Ketua Persatuan Istri Bank Indonesia Tasik (PIPEBI) dan Ikatan Wanita Bank (IWABA) Priangan Timur, Sitaresmi Aswin, menyampaikan rasa bahagianya atas peran serta ibu-ibu yang ada di wilayah Priangan Timur untuk ikut serta mengolah sampah dari rumah.
Sita berharap ke depannya ada gerakan-gerakan bersama di masyarakat yang betul-betul memberikan dampak dan manfaat bagi masyarakat banyak. Salah satunya melalui gerakan pengelolaan sampah dapur yang dapat diolah menjadi pupuk organik.
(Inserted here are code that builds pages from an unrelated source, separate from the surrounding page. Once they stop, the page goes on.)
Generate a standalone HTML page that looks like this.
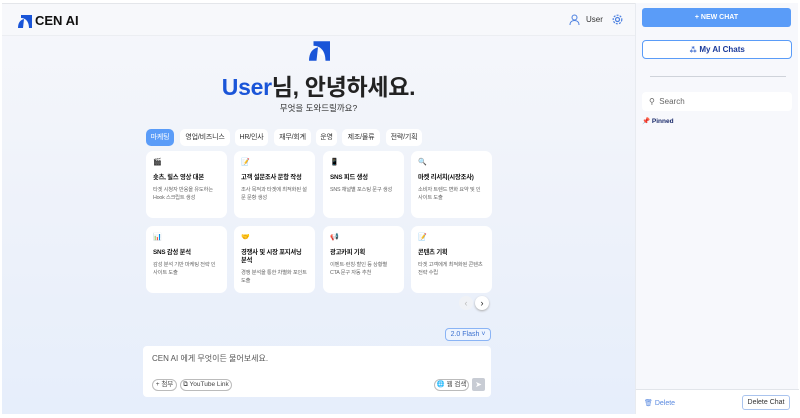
<!DOCTYPE html><html><head><meta charset="utf-8"><style>
*{box-sizing:border-box;margin:0;padding:0}
body{width:800px;height:418px;background:#fff;font-family:"Liberation Sans","Noto Sans CJK KR",sans-serif;position:relative;overflow:hidden;color:#222}
.main{position:absolute;left:2px;top:3px;width:633px;height:411px;background:linear-gradient(180deg,#f6f7fb 0%,#eef2fa 50%,#e6eefb 100%);border-top:1px solid #e4e6ea}
.hdr{position:absolute;left:0;top:0;width:633px;height:32px;border-bottom:1px solid #eceef2;background:#f7f8fb}
.side{position:absolute;left:635px;top:3px;width:163px;height:411px;background:#f7f8fc;border-left:1px solid #e8ebf0}
.abs{position:absolute}
.tab{position:absolute;top:125px;height:17px;border-radius:5px;background:#fff;font-size:7px;line-height:17px;text-align:center;color:#333;letter-spacing:-0.2px}
.card{position:absolute;width:81px;height:67px;background:#fff;border-radius:7px;padding:8px 7px;font-size:5.3px;color:#666;line-height:8px;letter-spacing:-0.2px}
.card .ic{font-size:7px;height:10px}
.card b{display:block;font-size:6.3px;color:#111;margin:5px 0 4px;line-height:8px;white-space:nowrap}
</style></head><body>
<div class="main">
<div class="hdr">
<svg class="abs" style="left:16px;top:11px" width="14" height="13" viewBox="0 0 14 13"><path d="M3 0h11v13H11C11 7 8 3 3 3z" fill="#1a55d8"/><path d="M0 13C0 8 2 5 6 4L5 13z" fill="#1a55d8"/><path d="M9 6l1 4-4-2z" fill="#fff"/></svg>
<div class="abs" style="left:33px;top:9px;font-size:13px;font-weight:bold;color:#111">CEN AI</div>
<svg class="abs" style="left:567px;top:10px" width="11" height="11" viewBox="0 0 11 11" fill="none" stroke="#4a7fe0"><circle cx="5.5" cy="3.5" r="2.5"/><path d="M1 11c0-3 2-4.5 4.5-4.5S10 8 10 11"/></svg>
<div class="abs" style="left:584px;top:11px;font-size:8px;color:#333">User</div>
<svg class="abs" style="left:610px;top:10px" width="11" height="11" viewBox="0 0 11 11" fill="none" stroke="#4a7fe0" stroke-width="1.2"><circle cx="5.5" cy="5.5" r="2"/><circle cx="5.5" cy="5.5" r="4.3" stroke-dasharray="2 1.2"/></svg>
</div>
<svg class="abs" style="left:307px;top:37px" width="21" height="20" viewBox="0 0 14 13"><path d="M3 0h11v13H11C11 7 8 3 3 3z" fill="#1a55d8"/><path d="M0 13C0 8 2 5 6 4L5 13z" fill="#1a55d8"/><path d="M9 6l1 4-4-2z" fill="#fff"/></svg>
<div class="abs" style="left:0;width:633px;top:64px;text-align:center;font-size:23px;font-weight:bold;color:#222;letter-spacing:-0.3px"><span style="color:#1a55d8">User</span>님, 안녕하세요.</div>
<div class="abs" style="left:0;width:633px;top:98px;text-align:center;font-size:8.5px;color:#333">무엇을 도와드릴까요?</div>
<div class="tab" style="left:144px;width:28px;background:#5a9cf8;color:#fff">마케팅</div>
<div class="tab" style="left:178px;width:50px">영업/비즈니스</div>
<div class="tab" style="left:233px;width:33px">HR/인사</div>
<div class="tab" style="left:272px;width:37px">재무/회계</div>
<div class="tab" style="left:314px;width:21px">운영</div>
<div class="tab" style="left:340px;width:38px">제조/물류</div>
<div class="tab" style="left:384px;width:36px">전략/기획</div>
<div class="card" style="left:144px;top:147px"><div class="ic">🎬</div><b>숏츠, 릴스 영상 대본</b>타겟 시청자 반응을 유도하는 Hook 스크립트 생성</div>
<div class="card" style="left:232px;top:147px"><div class="ic">📝</div><b>고객 설문조사 문항 작성</b>조사 목적과 타겟에 최적화된 설문 문항 생성</div>
<div class="card" style="left:321px;top:147px"><div class="ic">📱</div><b>SNS 피드 생성</b>SNS 채널별 포스팅 문구 생성</div>
<div class="card" style="left:409px;top:147px"><div class="ic">🔍</div><b>마켓 리서치(시장조사)</b>소비자 트렌드 변화 요약 및 인사이트 도출</div>
<div class="card" style="left:144px;top:222px"><div class="ic">📊</div><b>SNS 감성 분석</b>감성 분석 기반 마케팅 전략 인사이트 도출</div>
<div class="card" style="left:232px;top:222px"><div class="ic">🤝</div><b style="white-space:normal">경쟁사 및 시장 포지셔닝 분석</b>경쟁 분석을 통한 차별화 포인트 도출</div>
<div class="card" style="left:321px;top:222px"><div class="ic">📢</div><b>광고카피 기획</b>이벤트·런칭·할인 등 상황별 CTA 문구 자동 추천</div>
<div class="card" style="left:409px;top:222px"><div class="ic">📝</div><b>콘텐츠 기획</b>타겟 고객에게 최적화된 콘텐츠 전략 수립</div>
<div class="abs" style="left:457px;top:292px;width:14px;height:14px;border-radius:50%;background:#f0f2f6;color:#bbb;font-size:9px;text-align:center;line-height:14px">‹</div>
<div class="abs" style="left:473px;top:292px;width:14px;height:14px;border-radius:50%;background:#fff;box-shadow:0 1px 2px #aaa;font-size:9px;text-align:center;line-height:14px">›</div>
<div class="abs" style="left:443px;top:324px;width:46px;height:13px;border:1px solid #8ab4f5;border-radius:4px;background:#eef4fe;font-size:7px;color:#3a70d0;text-align:center;line-height:11px">2.0 Flash ˅</div>
<div class="abs" style="left:141px;top:342px;width:348px;height:51px;background:#fff;border-radius:4px">
<div class="abs" style="left:9px;top:7px;font-size:8px;color:#555">CEN AI 에게 무엇이든 물어보세요.</div>
<div class="abs" style="left:9px;top:33px;width:25px;height:12px;border:1px solid #bbb;border-radius:7px;font-size:6.5px;line-height:10px;text-align:center;color:#444">+ 첨부</div>
<div class="abs" style="left:37px;top:33px;width:52px;height:12px;border:1px solid #bbb;border-radius:7px;font-size:6.5px;line-height:10px;text-align:center;color:#444">⧉ YouTube Link</div>
<div class="abs" style="left:291px;top:33px;width:35px;height:12px;border:1px solid #bbb;border-radius:7px;font-size:6.5px;line-height:10px;text-align:center;color:#444">🌐 웹 검색</div>
<div class="abs" style="left:329px;top:32px;width:13px;height:13px;border-radius:2px;background:#c8ccd4;color:#fff;font-size:8px;text-align:center;line-height:13px">➤</div>
</div>
</div>
<div class="side">
<div class="abs" style="left:6px;top:5px;width:149px;height:19px;background:#5a9cf8;border-radius:3px;color:#fff;font-size:7px;font-weight:bold;text-align:center;line-height:19px">+ NEW CHAT</div>
<div class="abs" style="left:6px;top:37px;width:150px;height:19px;border:1px solid #5a9cf8;border-radius:4px;background:#fff;color:#1a3a9a;font-size:8px;font-weight:bold;text-align:center;line-height:17px"><span style="color:#1a4fc4">⁂</span> My AI Chats</div>
<div class="abs" style="left:14px;top:73px;width:136px;height:1px;background:#cfd3da"></div>
<div class="abs" style="left:6px;top:89px;width:150px;height:19px;background:#fff;border-radius:4px;font-size:8px;color:#666;line-height:19px;padding-left:7px">⚲ &nbsp;Search</div>
<div class="abs" style="left:6px;top:114px;font-size:6.5px;font-weight:bold;color:#1a2a6a">📌 Pinned</div>
<div class="abs" style="left:0;top:386px;width:163px;height:25px;border-top:1px solid #e2e5ea;background:#fff"></div>
<div class="abs" style="left:8px;top:396px;font-size:7px;color:#5a8ae0">🗑 Delete</div>
<div class="abs" style="left:106px;top:392px;width:48px;height:15px;border:1px solid #aac4ee;border-radius:3px;font-size:7px;color:#333;text-align:center;line-height:13px">Delete Chat</div>
</div>
</body></html>
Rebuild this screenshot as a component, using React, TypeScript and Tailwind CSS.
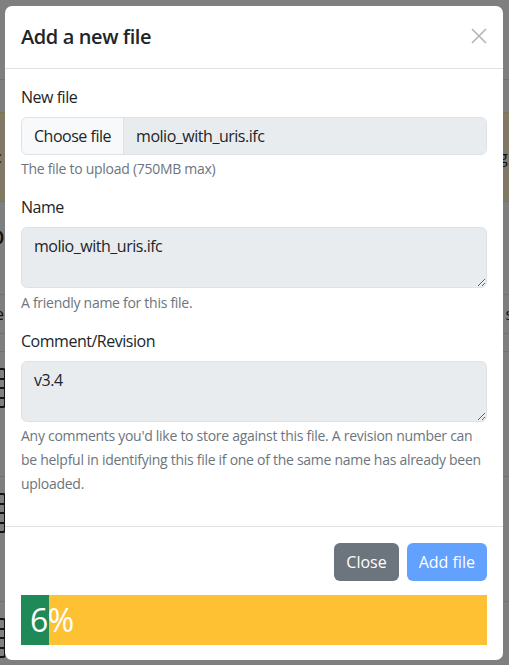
import React from "react";

function BackgroundPage() {
  return (
    <div className="h-[665px] w-[509px] bg-white text-[#212529] overflow-hidden">
      <div className="h-[80px] border-b border-[#dee2e6]" />
      <div className="mt-[32px] h-[90px] bg-[#fff3cd] border-y border-[#ffe69c] flex items-center justify-between text-[16px] text-[#052c65]">
        <span className="-ml-[2px] text-[#664d03]">:</span>
        <span className="-mr-[3px]">g.</span>
      </div>
      <div className="h-[92px] flex items-start pt-[14px]">
        <span className="-ml-[12px] text-[28px] font-medium leading-[36px]">oc</span>
      </div>
      <div className="h-[40px] border-y border-[#dee2e6] flex items-center justify-between text-[16px]">
        <span className="-ml-[5px]">e</span>
        <span className="-mr-[4px]">s</span>
      </div>
      <div className="h-[18px] border-b border-[#dee2e6]" />
      {[0, 1, 2].map((i) => (
        <div key={i} className="h-[125px] border-b border-[#dee2e6] flex items-start">
          <div className="mt-[16px] -ml-[8px] flex h-[40px] w-[14px] flex-col justify-evenly rounded-[3px] border-2 border-[#212529] bg-white">
            <div className="h-[2px] bg-[#212529]" />
            <div className="h-[2px] bg-[#212529]" />
            <div className="h-[2px] bg-[#212529]" />
          </div>
        </div>
      ))}
    </div>
  );
}

function Help({ children, className = "" }: { children: React.ReactNode; className?: string }) {
  return <div className={"text-[14px] tracking-[-0.02em] text-[#6c757d] " + className}>{children}</div>;
}

export default function App() {
  return (
    <div className="relative h-[665px] w-[509px] overflow-hidden font-['Open_Sans','Noto_Sans',sans-serif]">
      <BackgroundPage />
      <div className="absolute inset-0 bg-black/50">
        <div className="ml-[5px] mt-[6px] w-[498px] rounded-[7px] bg-white text-[#212529]">
          <div className="flex h-[63px] items-center justify-between border-b border-[#dee2e6] px-4">
            <h5 className="text-[20px] font-semibold leading-[30px] tracking-[-0.02em]">Add a new file</h5>
            <svg width="16" height="16" viewBox="0 0 16 16" className="mt-[-2px]">
              <path d="M1 1L15 15M15 1L1 15" stroke="#b5b5b5" strokeWidth="1.6" fill="none" />
            </svg>
          </div>
          <div className="px-4 pt-4 pb-[30px] tracking-[-0.03em]">
            <label className="block text-[16px] leading-6 mb-2">New file</label>
            <div className="flex h-[38px] overflow-hidden rounded-[6px] border border-[#dee2e6] bg-[#e9ecef] text-[16px]">
              <div className="flex items-center border-r border-[#dee2e6] bg-[#f8f9fa] px-3">Choose file</div>
              <div className="flex items-center px-3">molio_with_uris.ifc</div>
            </div>
            <Help className="mt-[3px] leading-[21px]">The file to upload (750MB max)</Help>

            <label className="mt-4 block text-[16px] leading-6 mb-2">Name</label>
            <textarea
              readOnly
              value="molio_with_uris.ifc"
              className="block h-[61px] w-full rounded-[6px] border border-[#dee2e6] bg-[#e9ecef] px-3 py-[6px] text-[16px] leading-6 tracking-[-0.03em] text-[#212529] outline-none"
            />
            <Help className="mt-1 leading-[21px]">A friendly name for this file.</Help>

            <label className="mt-4 block text-[16px] leading-6 mb-2">Comment/Revision</label>
            <textarea
              readOnly
              value="v3.4"
              className="block h-[61px] w-full rounded-[6px] border border-[#dee2e6] bg-[#e9ecef] px-3 py-[6px] text-[16px] leading-6 tracking-[-0.03em] text-[#212529] outline-none"
            />
            <Help className="mt-[2px] leading-6">
              Any comments you'd like to store against this file. A revision number can be helpful in identifying this
              file if one of the same name has already been uploaded.
            </Help>
          </div>
          <div className="border-t border-[#dee2e6] px-4 pt-4 pb-[15px]">
            <div className="flex justify-end gap-2">
              <button className="h-[38px] rounded-[6px] bg-[#6c757d] px-3 text-[16px] text-white">Close</button>
              <button className="h-[38px] rounded-[6px] bg-[#62a1fe] px-3 text-[16px] text-white">Add file</button>
            </div>
            <div className="mt-[14px] flex h-[50px] bg-[#fec134]">
              <div className="relative flex w-[28px] items-center bg-[#1f8957]">
                <span className="absolute left-[9px] whitespace-nowrap text-[32px] leading-none tracking-[-0.02em] text-white">6%</span>
              </div>
            </div>
          </div>
        </div>
      </div>
    </div>
  );
}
Sehingga dapat meningkatkan urban farming yang juga bisa berdampak baik terhadap daya beli masyarakat.
Sementara itu, pemateri tentang pengelolaan sampah, Novi dari No Organic Waste (NOW), bahwa ada beberapa cara yang dapat dilakukan untuk mengatasi sampah dapur diantaranya menghabiskan makanan, berbagi dengan sesama, memberikannya ke binatang, biofuel, kompos dan terakhir dibuang ke tempat pembuangan akhir (TPA).
Namun akan lebih baik sampah dapur diolah menjadi kompos agar lebih bermanfaat dan memiliki nilai ekonomi untuk ketahanan pangan.
Tidak hanya workshop saja, kegiatan yang dihadiri oleh ibu-ibu dari wilayah Priangan Timur ini diisi juga dengan praktik pembuatan kompos. Selain itu ada juga bazar aneka sayuran dari berbagai kelompok wanita tani juga sosialisasi tentang QRIS.